Por Eduardo Viñuales
¿Tienes un bosque cerca de casa? Hay muchas veces en que merece la pena ponerse en viaje para simplemente contemplar la belleza de la naturaleza en silencio. Aragón es una tierra indicada que invita a ello. Pero en estos días de otoño, con el cambio de color de las hojas, la belleza resulta suprema.
Texto y fotos: Eduardo Viñuales Cobos.
Escritor, naturalista de campo y miembro de la Asociación de Periodistas de Información Ambiental
http://www.asafona.es/blog/?page_id=1036Twitter: @EduVinuales
El viaje, entonces, está más que justificado.
En estos días cada vez más cortos, hay veces en que pienso en la gente ya metida en sus casas, al abrigo de la calefacción y delante de la televisión. Y es en estas fechas cuando salgo al bosque y observo con gran placer un momento inigualable: cuando los árboles y arbustos pierden las hojas en unas semanas llenas de cromatismo y transformación.

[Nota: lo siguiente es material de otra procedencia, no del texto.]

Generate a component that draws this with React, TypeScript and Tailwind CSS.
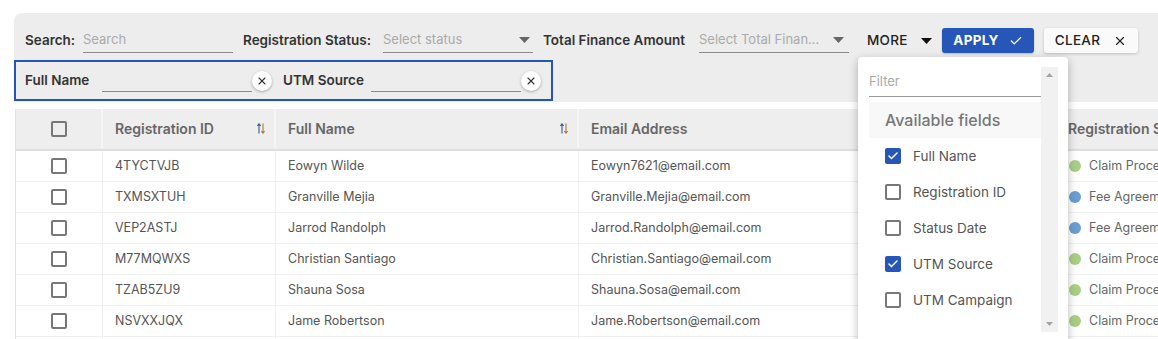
import { Check, X } from "lucide-react";

const rows = [
  { id: "4TYCTVJB", name: "Eowyn Wilde", email: "Eowyn7621@email.com", status: "Claim Processing", color: "bg-[#a9cf86]" },
  { id: "TXMSXTUH", name: "Granville Mejia", email: "Granville.Mejia@email.com", status: "Fee Agreement Sent", color: "bg-[#6b9fd1]" },
  { id: "VEP2ASTJ", name: "Jarrod Randolph", email: "Jarrod.Randolph@email.com", status: "Fee Agreement Sent", color: "bg-[#6b9fd1]" },
  { id: "M77MQWXS", name: "Christian Santiago", email: "Christian.Santiago@email.com", status: "Claim Processing", color: "bg-[#a9cf86]" },
  { id: "TZAB5ZU9", name: "Shauna Sosa", email: "Shauna.Sosa@email.com", status: "Claim Processing", color: "bg-[#a9cf86]" },
  { id: "NSVXXJQX", name: "Jame Robertson", email: "Jame.Robertson@email.com", status: "Claim Processing", color: "bg-[#a9cf86]" },
  { id: "B8KQ2LMN", name: "Dana Whitfield", email: "Dana.Whitfield@email.com", status: "Claim Processing", color: "bg-[#a9cf86]" },
];

const fields = [
  { label: "Full Name", checked: true },
  { label: "Registration ID", checked: false },
  { label: "Status Date", checked: false },
  { label: "UTM Source", checked: true },
  { label: "UTM Campaign", checked: false },
];

function Caret({ className }: { className: string }) {
  return (
    <svg width="11" height="6" viewBox="0 0 11 6" className={className}>
      <path d="M0 0h11L5.5 6z" fill="currentColor" />
    </svg>
  );
}

function SortIcon() {
  return (
    <svg width="8" height="11" viewBox="0 0 8 11" className="shrink-0">
      <path d="M2 10.5V1M0.4 2.8L2 0.8l1.6 2" stroke="#3a5c8a" strokeWidth="1.1" fill="none" />
      <path d="M6 0.5V10M4.4 8.2L6 10.2l1.6-2" stroke="#b07a3a" strokeWidth="1.1" fill="none" />
    </svg>
  );
}

function Box({ checked = false }: { checked?: boolean }) {
  if (checked)
    return (
      <div className="w-[16px] h-[16px] shrink-0 rounded-[2px] bg-[#2657b8] flex items-center justify-center">
        <Check size={12} strokeWidth={3} color="white" />
      </div>
    );
  return <div className="w-[16px] h-[16px] shrink-0 rounded-[2px] border-2 border-[#777]" />;
}

function ClearBtn() {
  return (
    <div className="w-[20px] h-[20px] rounded-full bg-white shadow-[0_1px_3px_rgba(0,0,0,0.3)] flex items-center justify-center shrink-0">
      <X size={12} strokeWidth={2.2} color="#333" />
    </div>
  );
}

const cols = "grid grid-cols-[87px_173px_303px_477px_220px]";

export default function App() {
  return (
    <div className="w-[1158px] h-[339px] overflow-hidden bg-white text-[13px] font-['Inter','Liberation_Sans',sans-serif]">
      {/* filter panel */}
      <div className="ml-[14px] mt-[13px] pt-[15px] pb-[1px] bg-[#ededed] rounded-tl-[8px]">
        <div className="flex items-center h-[25px] pl-[11px]">
          <span className="w-[48px] text-[13.5px] font-semibold text-[#333] whitespace-nowrap">Search:</span>
          <div className="ml-[10px] w-[150px] h-[25px] border-b border-[#8a8a8a] flex items-center text-[#aaa]">Search</div>
          <span className="ml-[10px] w-[130px] text-[13.5px] font-semibold text-[#333] whitespace-nowrap">Registration Status:</span>
          <div className="ml-[10px] w-[150px] h-[25px] border-b border-[#8a8a8a] flex items-center justify-between pr-[3px] text-[#aaa]">
            Select status
            <Caret className="text-[#666]" />
          </div>
          <span className="ml-[10px] w-[146px] text-[13.5px] font-semibold text-[#333] whitespace-nowrap">Total Finance Amount</span>
          <div className="ml-[10px] w-[150px] h-[25px] border-b border-[#8a8a8a] flex items-center justify-between pr-[5px] text-[#aaa]">
            <span className="truncate w-[122px]">Select Total Finance Amount</span>
            <Caret className="text-[#666]" />
          </div>
          <div className="relative ml-[18px] w-[65px] flex items-center">
            <span className="w-[41px] text-[13.5px] font-medium text-[#222] tracking-[0.3px]">MORE</span>
            <Caret className="ml-[13px] text-[#111]" />

            {/* fields dropdown */}
            <div className="absolute left-[-9px] top-[27px] z-10 w-[210px] h-[290px] bg-white rounded-[4px] shadow-[0_3px_10px_rgba(0,0,0,0.28)] flex pl-[11px] pr-[10px] pt-[10px]">
              <div className="w-[172px] flex flex-col overflow-hidden">
                <div className="h-[30px] shrink-0 border-b border-[#999] flex items-center text-[#aaa]">Filter</div>
                <div className="mt-[5px] h-[36px] shrink-0 bg-[#f8f8f8] flex items-center pl-[16px] text-[16px] font-medium text-[#777]">
                  Available fields
                </div>
                {fields.map((f) => (
                  <div key={f.label} className="h-[36px] shrink-0 flex items-center pl-[16px] gap-[12px] text-[13.5px] text-[#555]">
                    <Box checked={f.checked} />
                    {f.label}
                  </div>
                ))}
              </div>
              <div className="w-[17px] h-[265px] bg-[#f1f1f1] flex flex-col justify-between items-center py-[6px]">
                <svg width="7" height="4" viewBox="0 0 7 4"><path d="M0 4h7L3.5 0z" fill="#a3a3a3" /></svg>
                <svg width="7" height="4" viewBox="0 0 7 4"><path d="M0 0h7L3.5 4z" fill="#a3a3a3" /></svg>
              </div>
            </div>
          </div>
          <button className="ml-[10px] w-[92px] h-[25px] rounded-[3px] bg-[#2657b8] text-white text-[13.5px] font-bold tracking-[0.3px] flex items-center justify-center gap-[10px] shadow-[0_1px_2px_rgba(0,0,0,0.2)]">
            APPLY <Check size={14} strokeWidth={2.2} />
          </button>
          <button className="ml-[10px] w-[94px] h-[25px] rounded-[3px] bg-[#fafafa] text-[#222] text-[13.5px] font-medium tracking-[0.3px] flex items-center justify-center gap-[13px] shadow-[0_1px_3px_rgba(0,0,0,0.2)]">
            CLEAR <X size={14} strokeWidth={2} />
          </button>
        </div>

        <div className="mt-[7px] w-[539px] h-[41px] border-2 border-[#2356b5] flex items-center pl-[9px]">
          <span className="w-[77px] text-[13.5px] font-semibold text-[#333] whitespace-nowrap">Full Name</span>
          <div className="w-[150px] h-[22px] border-b border-[#8a8a8a]" />
          <ClearBtn />
          <span className="ml-[11px] w-[88px] text-[13.5px] font-semibold text-[#333] whitespace-nowrap">UTM Source</span>
          <div className="w-[150px] h-[22px] border-b border-[#8a8a8a]" />
          <ClearBtn />
        </div>
      </div>

      {/* table */}
      <div className="mt-[7px] ml-[15px] border-l border-[#e2e2e2] w-[1260px]">
        <div className={`${cols} h-[42px] pb-[1px] bg-[#eeeeee] border-b-2 border-[#dedede] text-[14px] font-semibold text-[#666]`}>
          <div className="flex items-center justify-center border-r-2 border-[#f6f6f6]">
            <Box />
          </div>
          <div className="flex items-center justify-between pl-[12px] pr-[9px] border-r-2 border-[#f6f6f6]">
            Registration ID <SortIcon />
          </div>
          <div className="flex items-center justify-between pl-[12px] pr-[9px] border-r-2 border-[#f6f6f6]">
            Full Name <SortIcon />
          </div>
          <div className="flex items-center pl-[12px] border-r-2 border-[#f6f6f6]">Email Address</div>
          <div className="flex items-center pl-[12px] whitespace-nowrap">Registration Status</div>
        </div>
        {rows.map((r) => (
          <div key={r.id} className={`${cols} h-[31px] border-b border-[#f0f0f0] text-[12.5px] text-[#555]`}>
            <div className="flex items-center justify-center border-r border-[#f0f0f0]">
              <Box />
            </div>
            <div className="flex items-center pl-[12px] border-r border-[#f0f0f0]">{r.id}</div>
            <div className="flex items-center pl-[12px] border-r border-[#f0f0f0]">{r.name}</div>
            <div className="flex items-center pl-[12px] border-r border-[#f0f0f0]">{r.email}</div>
            <div className="flex items-center pl-[13px] gap-[8px] whitespace-nowrap text-[#666]">
              <span className={`w-[12px] h-[12px] shrink-0 rounded-full ${r.color}`} />
              {r.status}
            </div>
          </div>
        ))}
      </div>
    </div>
  );
}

Y es entonces también cuando siento algo extraño por el hecho de recordar a estas personas que no se animan a disfrutar de los instantes más hermosos de la naturaleza. Posiblemente habrán ido a Ordesa o a los Pirineos durante el mes de agosto, cuando más abarrotado está todo… Sin embargo, ahora, cuando el silencio se adueña de las montañas y el aire se vuelve fresco, olvidan la belleza suprema de los hayedos, los robledales o las choperas. Allí, encerrados en sus casas hasta el verano siguiente, se pierden las sensaciones que proporciona pasear sin prisa por el interior de un mágico bosque de hoja caduca. ¡Bienvenidos al color y el brillo del otoño! El sol ya no se eleva tanto en el cielo y la llegada de los rigores invernales está próxima.
Como decía una revista de turismo rural: “El cambio de estaciones es el aviso más agradable que conozco del imparable paso del tiempo. Afortunadamente nuestra coordenada de latitud es 40º, y nos llega de nuevo el otoño. Y con él, el sosiego. Después de los calores, fragores y multitudes que nos invaden en el verano, el otoño nos devuelve los pequeños placeres de la calidez de un jersey de lana y una manta en la cama, y el supremo: pisar hojas secas”. La otoñada es color, pero además permite aspirar el olor de la humedad, observar la rugosidad de las cortezas, transitar sobre las alfombras de hojarasca multicolor, detenerse en los líquenes, agallas, frutos silvestres y bayas carnosas, o recoger y fotografiar setas y hongos con múltiples formas, tamaños y texturas.
Joaquín Araújo comenta que: “Cuando se establece uno en medio del otoño, cabe añorar la pérdida de esa sabiduría no tan lejana que situaba el inicio del ciclo anual en estos momentos. Ciertamente tiene más de arranque que de frenada esta música de la fertilidad espontánea. Las otoñadas, esos sanmigueles del calendario rural, son para el bosque el inicio del periodo de vacaciones, al que han llegado con todas las asignaturas altamente cualificadas”, quien prosigue diciendo, “caen por último las hojas y los ojos. Las primeras, porque olvidan agarrarse, acaso ebrias de tanto color como contienen. Los segundos, porque abajo, entre las que ya se desplomaron, comienzan a surgir otras manchas de color vivo: los hongos, hijos de la hojarasca”.
La otoñada es un momento especial. Será repetitivo pero, ¿es que hay algo inigualable a un bosque caducifolio en otoño?. Alguien dijo que el otoño devuelve la cordura a los montes y el incendio de colores a los bosques –el único que deberían sufrir-. “Pasear en un bosque por un sendero antiguo tapizado de hojas, aspirar ese olor húmedo, cálido, nutritivo, que levantan nuestros pies, dejar vagar la vista por una gama irrepetible de amarillos y rojos, es una delicia que nadie debería evitarse. Espero que todos tengan un bosquecillo cerca”, decía la naturalista Ángeles de Andrés.
La otoñada es un instante pasajero, rápido, fugaz… y que, por tanto, hay que saber cogerlo a tiempo para encontrar a los árboles en todo su esplendor. Claro, que el punto álgido depende del lugar, de la orientación de la ladera, del frío, de la lluvia caída, o del tipo de árbol caducifolio. Las frondas de los bosques de hayas, tilos, arces, abedules, sauces, álamos, serbales, guillomos, mostajos… que a lo largo del verano han permanecido de color verde, cambian hacia decenas de tonalidades de rojos, naranjas ardientes, colores crema, amarillentos, hasta el punto de que es posible distinguir unas especies de otras en la distancia.